[Begin]

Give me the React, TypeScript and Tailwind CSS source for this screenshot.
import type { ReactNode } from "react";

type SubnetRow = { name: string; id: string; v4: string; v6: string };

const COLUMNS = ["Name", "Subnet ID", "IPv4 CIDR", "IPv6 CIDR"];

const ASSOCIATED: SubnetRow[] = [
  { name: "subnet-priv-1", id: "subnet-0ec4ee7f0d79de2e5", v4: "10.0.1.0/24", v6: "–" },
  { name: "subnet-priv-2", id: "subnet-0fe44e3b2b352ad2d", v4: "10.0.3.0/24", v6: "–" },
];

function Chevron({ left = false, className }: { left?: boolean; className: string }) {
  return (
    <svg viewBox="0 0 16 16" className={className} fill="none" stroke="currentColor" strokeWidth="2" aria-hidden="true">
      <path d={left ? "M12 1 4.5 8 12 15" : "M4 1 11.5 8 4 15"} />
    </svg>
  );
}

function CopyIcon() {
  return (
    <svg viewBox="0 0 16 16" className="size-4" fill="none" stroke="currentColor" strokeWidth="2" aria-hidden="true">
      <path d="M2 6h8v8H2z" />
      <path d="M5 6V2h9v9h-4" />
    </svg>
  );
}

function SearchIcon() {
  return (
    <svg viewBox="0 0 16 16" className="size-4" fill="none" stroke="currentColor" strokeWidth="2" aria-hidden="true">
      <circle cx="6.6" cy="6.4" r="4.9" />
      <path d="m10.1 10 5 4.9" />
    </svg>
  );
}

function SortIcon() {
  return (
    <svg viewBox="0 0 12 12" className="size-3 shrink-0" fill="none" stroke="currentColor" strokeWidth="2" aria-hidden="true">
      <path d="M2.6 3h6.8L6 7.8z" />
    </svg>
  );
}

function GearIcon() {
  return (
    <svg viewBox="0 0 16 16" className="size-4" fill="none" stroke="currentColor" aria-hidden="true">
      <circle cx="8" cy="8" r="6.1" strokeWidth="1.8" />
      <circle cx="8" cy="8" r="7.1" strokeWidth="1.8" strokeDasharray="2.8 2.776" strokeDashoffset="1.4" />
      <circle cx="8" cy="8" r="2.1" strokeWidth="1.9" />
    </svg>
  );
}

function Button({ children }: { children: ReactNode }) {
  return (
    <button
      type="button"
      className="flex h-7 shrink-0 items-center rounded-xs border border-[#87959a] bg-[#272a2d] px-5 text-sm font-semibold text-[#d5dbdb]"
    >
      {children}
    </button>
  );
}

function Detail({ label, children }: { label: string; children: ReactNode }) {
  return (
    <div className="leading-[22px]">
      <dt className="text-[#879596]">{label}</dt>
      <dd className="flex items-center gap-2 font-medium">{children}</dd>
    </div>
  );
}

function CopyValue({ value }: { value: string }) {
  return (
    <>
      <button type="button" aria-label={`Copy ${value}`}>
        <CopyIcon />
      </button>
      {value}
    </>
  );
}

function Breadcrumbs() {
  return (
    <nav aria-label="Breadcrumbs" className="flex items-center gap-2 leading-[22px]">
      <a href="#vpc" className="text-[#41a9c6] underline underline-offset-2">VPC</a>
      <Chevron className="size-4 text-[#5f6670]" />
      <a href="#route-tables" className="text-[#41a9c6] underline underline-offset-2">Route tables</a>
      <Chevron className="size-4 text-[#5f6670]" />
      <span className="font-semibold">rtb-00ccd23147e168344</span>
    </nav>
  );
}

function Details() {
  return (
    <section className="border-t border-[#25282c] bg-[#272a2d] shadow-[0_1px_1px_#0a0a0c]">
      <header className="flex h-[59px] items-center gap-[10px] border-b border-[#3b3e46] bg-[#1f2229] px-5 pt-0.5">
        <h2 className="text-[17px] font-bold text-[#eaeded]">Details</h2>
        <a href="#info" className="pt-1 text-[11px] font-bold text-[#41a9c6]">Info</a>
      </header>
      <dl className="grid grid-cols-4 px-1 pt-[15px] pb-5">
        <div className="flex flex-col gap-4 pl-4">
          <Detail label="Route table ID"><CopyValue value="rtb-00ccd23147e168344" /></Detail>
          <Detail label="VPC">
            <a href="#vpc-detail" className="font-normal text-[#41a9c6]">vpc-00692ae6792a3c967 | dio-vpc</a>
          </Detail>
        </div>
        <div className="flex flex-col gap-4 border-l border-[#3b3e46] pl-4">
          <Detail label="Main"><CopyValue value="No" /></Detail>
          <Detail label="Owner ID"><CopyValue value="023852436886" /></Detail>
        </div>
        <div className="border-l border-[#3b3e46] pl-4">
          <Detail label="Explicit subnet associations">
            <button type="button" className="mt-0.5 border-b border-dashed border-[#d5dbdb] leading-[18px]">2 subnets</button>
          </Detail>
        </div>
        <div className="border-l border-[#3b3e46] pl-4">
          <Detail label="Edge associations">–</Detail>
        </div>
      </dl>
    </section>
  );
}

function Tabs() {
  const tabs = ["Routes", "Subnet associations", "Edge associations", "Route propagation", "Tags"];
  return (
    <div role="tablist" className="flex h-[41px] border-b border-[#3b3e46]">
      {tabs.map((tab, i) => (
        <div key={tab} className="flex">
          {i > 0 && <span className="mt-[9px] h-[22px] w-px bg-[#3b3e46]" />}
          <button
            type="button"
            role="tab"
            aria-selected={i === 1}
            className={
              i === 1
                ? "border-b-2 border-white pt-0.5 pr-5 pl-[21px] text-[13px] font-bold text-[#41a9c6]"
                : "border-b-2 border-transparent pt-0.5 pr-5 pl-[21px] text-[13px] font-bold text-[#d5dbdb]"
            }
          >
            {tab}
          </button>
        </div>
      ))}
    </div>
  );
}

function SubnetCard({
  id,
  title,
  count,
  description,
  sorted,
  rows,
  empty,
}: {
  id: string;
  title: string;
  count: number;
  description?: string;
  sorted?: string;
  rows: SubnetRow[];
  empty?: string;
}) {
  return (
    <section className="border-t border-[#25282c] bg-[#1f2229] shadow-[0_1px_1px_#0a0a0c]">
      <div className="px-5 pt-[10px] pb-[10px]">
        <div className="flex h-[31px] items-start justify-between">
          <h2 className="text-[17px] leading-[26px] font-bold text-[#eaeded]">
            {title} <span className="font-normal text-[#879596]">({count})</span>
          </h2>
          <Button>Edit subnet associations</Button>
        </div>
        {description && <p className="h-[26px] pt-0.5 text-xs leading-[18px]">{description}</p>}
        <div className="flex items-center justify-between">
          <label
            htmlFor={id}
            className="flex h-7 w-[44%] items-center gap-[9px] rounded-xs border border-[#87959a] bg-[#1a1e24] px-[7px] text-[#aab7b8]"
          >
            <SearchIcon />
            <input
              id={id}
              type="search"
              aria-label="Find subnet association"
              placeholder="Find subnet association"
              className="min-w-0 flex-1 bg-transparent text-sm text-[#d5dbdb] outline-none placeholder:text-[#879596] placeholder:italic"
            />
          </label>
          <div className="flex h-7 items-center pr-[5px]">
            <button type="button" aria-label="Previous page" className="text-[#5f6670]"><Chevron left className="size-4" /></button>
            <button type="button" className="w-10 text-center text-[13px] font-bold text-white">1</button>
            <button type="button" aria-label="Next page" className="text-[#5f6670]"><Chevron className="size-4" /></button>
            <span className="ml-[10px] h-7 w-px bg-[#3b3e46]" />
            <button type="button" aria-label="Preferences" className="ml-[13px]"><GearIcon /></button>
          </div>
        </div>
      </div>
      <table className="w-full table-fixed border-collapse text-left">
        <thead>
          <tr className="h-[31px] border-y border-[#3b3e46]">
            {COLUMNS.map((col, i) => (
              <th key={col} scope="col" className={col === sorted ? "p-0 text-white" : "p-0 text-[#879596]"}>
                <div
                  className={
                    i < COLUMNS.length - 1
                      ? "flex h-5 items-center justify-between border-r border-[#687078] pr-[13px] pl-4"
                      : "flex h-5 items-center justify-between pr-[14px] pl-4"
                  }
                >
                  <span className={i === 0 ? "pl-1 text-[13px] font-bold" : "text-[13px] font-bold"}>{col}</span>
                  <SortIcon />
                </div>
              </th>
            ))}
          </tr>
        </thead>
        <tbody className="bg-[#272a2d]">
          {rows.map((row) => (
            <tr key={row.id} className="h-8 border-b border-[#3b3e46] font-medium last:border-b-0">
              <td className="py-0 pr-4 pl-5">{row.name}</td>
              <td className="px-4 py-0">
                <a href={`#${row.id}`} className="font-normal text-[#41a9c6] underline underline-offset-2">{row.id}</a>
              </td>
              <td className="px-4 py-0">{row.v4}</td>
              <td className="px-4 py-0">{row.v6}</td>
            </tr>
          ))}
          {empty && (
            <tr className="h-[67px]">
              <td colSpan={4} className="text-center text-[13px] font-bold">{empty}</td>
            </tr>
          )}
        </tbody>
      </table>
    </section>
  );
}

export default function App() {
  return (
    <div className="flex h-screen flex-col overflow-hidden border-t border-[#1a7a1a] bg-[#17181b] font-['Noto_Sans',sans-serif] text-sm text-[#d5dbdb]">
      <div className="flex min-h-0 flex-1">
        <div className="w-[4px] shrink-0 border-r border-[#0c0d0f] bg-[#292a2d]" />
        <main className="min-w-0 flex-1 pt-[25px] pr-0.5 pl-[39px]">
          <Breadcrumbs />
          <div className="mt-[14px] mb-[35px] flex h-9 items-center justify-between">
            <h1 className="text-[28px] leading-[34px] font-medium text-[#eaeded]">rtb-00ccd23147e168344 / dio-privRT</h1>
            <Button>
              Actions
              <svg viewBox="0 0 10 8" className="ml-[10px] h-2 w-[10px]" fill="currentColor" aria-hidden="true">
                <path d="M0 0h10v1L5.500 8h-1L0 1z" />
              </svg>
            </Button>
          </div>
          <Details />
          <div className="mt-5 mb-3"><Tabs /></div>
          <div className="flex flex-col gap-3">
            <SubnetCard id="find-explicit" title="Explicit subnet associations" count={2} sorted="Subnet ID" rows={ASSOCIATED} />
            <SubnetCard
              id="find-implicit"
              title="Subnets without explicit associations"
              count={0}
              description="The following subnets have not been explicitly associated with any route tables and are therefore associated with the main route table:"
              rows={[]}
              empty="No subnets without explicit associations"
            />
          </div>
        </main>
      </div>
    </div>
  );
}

[End]

Include the first line, the line containing "string; id: string;", and every line between them, copied exactly from the material above; output no other line.

Exercise solution:
Give me the React, TypeScript and Tailwind CSS source for this screenshot.
import type { ReactNode } from "react";

type SubnetRow = { name: string; id: string; v4: string; v6: string };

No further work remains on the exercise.